It finally came! Today is the day we got to do a major smackdown on those student loans! We’ve been saving up all month, since we couldn’t make payments while the transition from Edgeucation to Mohela was going on.
Well, the transition is now finished, and let me say I am shocked to say it, but it looks like Mohela has got their shit together way more than Edgeucation did! What?! I know. Mohela even sent us an email confirming our payment was submitted! Crazy!
Even more good news, my balance transfer for the loans went through just fine, so I don’t have to worry about all that money being lost in oblivion. We made the big payment this morning and damn did that feel AWESOME. We are now officially 80% paid on the loans we owe to the government! 80%!!!!
I am so happy with the progress that we have been making. Though, at the same time, Mr WWW and I have been talking a lot about the idea of lifestyle creep, and how we could be paying more on our loans if we hadn’t improved our lifestyle. Back 2 years ago when the loans were all first due, we had to scale our lifestyle back a ton, just so we could make the minimum payments. Now, our minimum payments are way smaller, and each month we are able to put a ton more towards the loans, simply because our income has increased.
But, even though the loans are getting paid off at a faster rate, we still spend more on fun stuff than we did 2 years ago. Many of our acquaintances think we are still obnoxiously frugal, because we don’t constantly go out to eat, or to the movies, or to the bars. And it is true that we are pretty exacting with what we spend money on. But at the same time, we are treating ourselves a little here or there, more than we would have in the past.
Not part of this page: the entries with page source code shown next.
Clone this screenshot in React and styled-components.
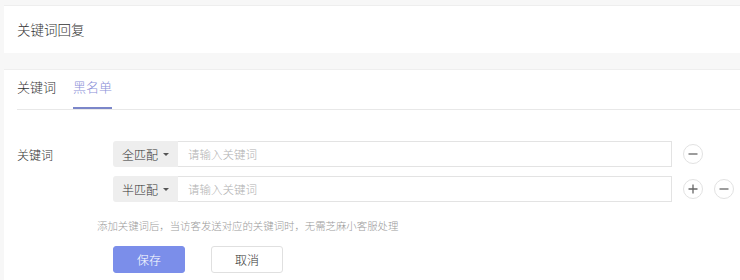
import React from "react";
import styled, { createGlobalStyle } from "styled-components";

const GlobalStyle = createGlobalStyle`
  body {
    margin: 0;
    background: #f7f7f7;
    font-family: "Noto Sans CJK SC", "Noto Sans", sans-serif;
    font-weight: 300;
    font-size: 13px;
    color: #333;
  }
`;

const Page = styled.div`
  padding: 5px 0 0 4px;
  width: 740px;
  box-sizing: border-box;
`;

const HeaderCard = styled.div`
  background: #fff;
  border-top: 1px solid #eeeeee;
  height: 48px;
  display: flex;
  align-items: center;
  padding: 0 0 2px 13px;
  box-sizing: border-box;
  color: #333;
  font-size: 13.5px;
`;

const BodyCard = styled.div`
  margin-top: 16px;
  background: #fff;
  border-top: 1px solid #eeeeee;
  padding: 0 0 10px 13px;
`;

const Tabs = styled.div`
  display: flex;
  gap: 17px;
  height: 39px;
  border-bottom: 1px solid #e8e8e8;
`;

const Tab = styled.div`
  position: relative;
  display: flex;
  align-items: center;
  padding-bottom: 7px;
  font-size: 13px;
  color: ${(p) => (p.$active ? "#8b90d8" : "#333")};
  &::after {
    content: "";
    position: absolute;
    left: 0;
    right: 0;
    bottom: 0;
    height: 2px;
    background: ${(p) => (p.$active ? "#7b86c9" : "transparent")};
  }
`;

const Form = styled.div`
  padding-top: 31px;
`;

const Row = styled.div`
  display: flex;
  align-items: center;
  height: 26px;
  margin-bottom: 9px;
`;

const Label = styled.div`
  width: 96px;
  font-size: 12px;
  color: #333;
`;

const InputGroup = styled.div`
  display: flex;
  width: 559px;
  height: 26px;
  box-sizing: border-box;
`;

const Addon = styled.div`
  width: 65px;
  display: flex;
  align-items: center;
  justify-content: center;
  gap: 5px;
  background: #eeeeee;
  border-radius: 3px 0 0 3px;
  font-size: 12px;
  color: #333;
`;

const Caret = styled.span`
  width: 0;
  height: 0;
  border-left: 3px solid transparent;
  border-right: 3px solid transparent;
  border-top: 3px solid #555;
`;

const Input = styled.input`
  flex: 1;
  border: 1px solid #e3e3e3;
  border-left: none;
  outline: none;
  padding: 0 10px;
  font-family: inherit;
  font-weight: 300;
  font-size: 11.5px;
  color: #333;
  &::placeholder {
    color: #b0b0b0;
  }
`;

const Actions = styled.div`
  display: flex;
  gap: 11px;
  margin-left: 11px;
`;

const CircleBtn = styled.button`
  width: 20px;
  height: 20px;
  padding: 0;
  border-radius: 50%;
  border: 1px solid #e2e2e2;
  background: #fff;
  display: flex;
  align-items: center;
  justify-content: center;
  cursor: pointer;
`;

const Help = styled.div`
  margin: 17px 0 0 80px;
  font-size: 10.4px;
  color: #9a9a9a;
  line-height: 14px;
`;

const Buttons = styled.div`
  display: flex;
  gap: 26px;
  margin: 13px 0 0 96px;
`;

const Button = styled.button`
  width: 72px;
  height: 27px;
  border-radius: 3px;
  font-family: inherit;
  font-weight: 300;
  font-size: 12px;
  cursor: pointer;
  border: 1px solid ${(p) => (p.$primary ? "#7b8eea" : "#e0e0e0")};
  background: ${(p) => (p.$primary ? "#7b8eea" : "#fff")};
  color: ${(p) => (p.$primary ? "#fff" : "#333")};
`;

const Minus = () => (
  <svg width="10" height="10" viewBox="0 0 10 10">
    <path d="M0.5 5h9" stroke="#666" strokeWidth="1.3" />
  </svg>
);

const Plus = () => (
  <svg width="10" height="10" viewBox="0 0 10 10">
    <path d="M0.5 5h9M5 0.5v9" stroke="#666" strokeWidth="1.3" />
  </svg>
);

const KeywordRow = ({ label, mode, canAdd }) => (
  <Row>
    <Label>{label}</Label>
    <InputGroup>
      <Addon>
        {mode}
        <Caret />
      </Addon>
      <Input placeholder="请输入关键词" />
    </InputGroup>
    <Actions>
      {canAdd && (
        <CircleBtn>
          <Plus />
        </CircleBtn>
      )}
      <CircleBtn>
        <Minus />
      </CircleBtn>
    </Actions>
  </Row>
);

export default function App() {
  return (
    <>
      <GlobalStyle />
      <Page>
        <HeaderCard>关键词回复</HeaderCard>
        <BodyCard>
          <Tabs>
            <Tab>关键词</Tab>
            <Tab $active>黑名单</Tab>
          </Tabs>
          <Form>
            <KeywordRow label="关键词" mode="全匹配" />
            <KeywordRow label="" mode="半匹配" canAdd />
            <Help>添加关键词后，当访客发送对应的关键词时，无需芝麻小客服处理</Help>
            <Buttons>
              <Button $primary>保存</Button>
              <Button>取消</Button>
            </Buttons>
          </Form>
        </BodyCard>
      </Page>
    </>
  );
}
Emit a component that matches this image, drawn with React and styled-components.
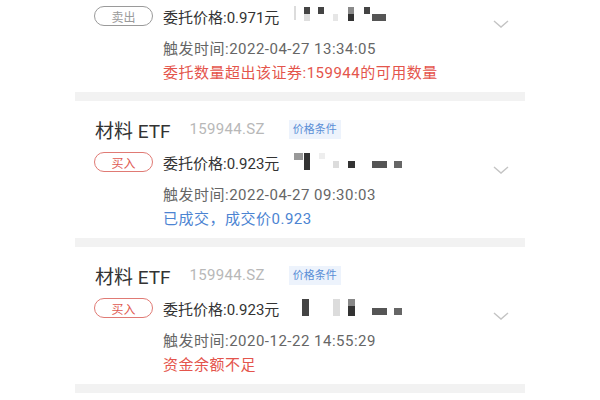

For example, Mr. WWW and I have a membership to a climbing gym. We found a way to get a huge discount on the membership, it is something that we love doing together, and it keeps us in shape. On top of that, we have a lot of friends with memberships as well, so it allows us to spend time with our friends without constantly spending money on eating out and movies, etc. So you can see that this was a very well thought out expense. We cover a lot of bases with this membership. But, it still is money that is leaving our bank account.
Another example is our residence. We could be paying a lot less in rent. We recently inherited a piano from Mr WWW’s mom, and we needed a bigger place to store the piano. I really wanted an apartment with an open floor plan, where the piano could be in the main room instead of in a bedroom. So, we are paying more than our last place for having this piano in our front room. I have to say, it is amazing. We play the piano nearly every day, and it is so much fun to have the piano in the main room when we have people over. But it still money that is leaving our bank account, and not going towards those loans.
Lifestyle creep is tricky, because it happens so slowly and gradually. I think it really is the determining factor of financial success in the long term, though, so we need to be careful. I think the pie graphs are helpful here. Our goal is to put 50% of our take-home pay into “Smart Money,” which is loan payments, savings, and investments. I think as long as we focus on keeping that at or above 50%, our lifestyle creep won’t be too bad. For example, we continue to maintain our 50% goal, even with our climbing membership and more expensive apartment.
What do you guys think? Is it safe to go off percentages of take-home pay alone? Or is it better to allocate a dollar amount for Needs and Wants, and then everything else goes to Smart Money? That way, as you earn more and more, you are only investing the extra money.